Again, how was it possible that this system of breeding slaves for market could have so established itself in Virginia, and inspired the great body of her citizenship with a willingness to fight for its maintenance, in view of the existence of a public opinion which pursued with relentless ostracism the men who engaged in the traffic? For no offense was the public opinion of Virginia so merciless as for that of buying and selling slaves. More than for any other crime, the disgrace of its guilt passed beyond the offender to his innocent offspring. The existence of this public sentiment is an historic fact of unquestioned verity.

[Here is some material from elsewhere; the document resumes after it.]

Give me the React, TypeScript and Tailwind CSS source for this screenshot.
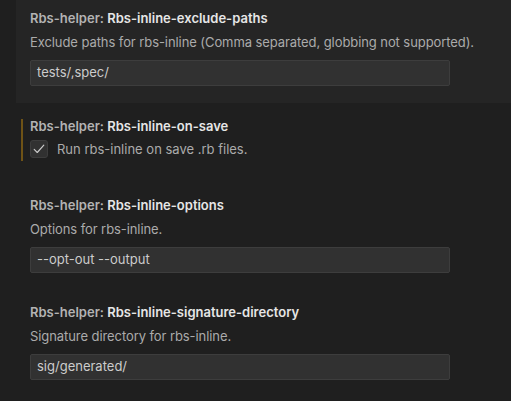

HOSTILITY TO NEGRO-TRADERS
Writing in 1854, Reverend Nehemiah Adams, of Boston, who visited Virginia in that year, says: "Negro traders are the abhorrence of all flesh. Even their descendants where they are known, and the property acquired in the traffic, have a blot upon them."[[203]]
Abraham Lincoln, speaking on the 16th of October, 1854, at Peoria, Illinois, says:
"Again, you have among you a sneaking individual of the class of native tyrants known as a slave-dealer. He watches your necessities and crawls up to buy your slaves at a speculative price. If you cannot help it, you sell to him, but if you can help it, you drive him from your door. You despise him utterly; you do not recognize him as a friend, or even as an honest man. Your children must not play with his; they may rollick freely with the little negroes, but not with the slave-dealer's children.... If he grows rich and retires from business, you still remember him, and still keep up the ban of non-intercourse upon him and his family."[[204]]
It would seem impossible to reconcile the existence of this public sentiment with the idea that the state had degenerated into "the mother of slave breeders," and that her people, enamored of the profits, were given over to the work of rearing and selling slaves.
ANTI-SLAVERY SENTIMENT, 1832
Against the charge, however, that the abolition of the foreign slave trade in 1808 and the contemporaneous invention of the cotton gin so enhanced the market value of slaves as to destroy the sentiment previously existing in Virginia for their emancipation, we place the well-attested fact that anti-slavery sentiment did not die at the time and for the causes specified. The truth is just to the contrary. Anti-slavery sentiments among the people grew steadily during the next quarter of a century. The setback which occurred in 1832-33 arose, as we have seen, from other causes. The existence of the strongest anti-slavery sentiment at the latter date cannot be questioned. Said Charles James Faulkner in the great debate in the Virginia Legislature of 1832: "Sir, I am gratified to perceive that no gentleman has yet arisen in this hall, the avowed advocate of slavery. The day has gone by when such a voice could be listened to with patience or even forbearance."[[205]]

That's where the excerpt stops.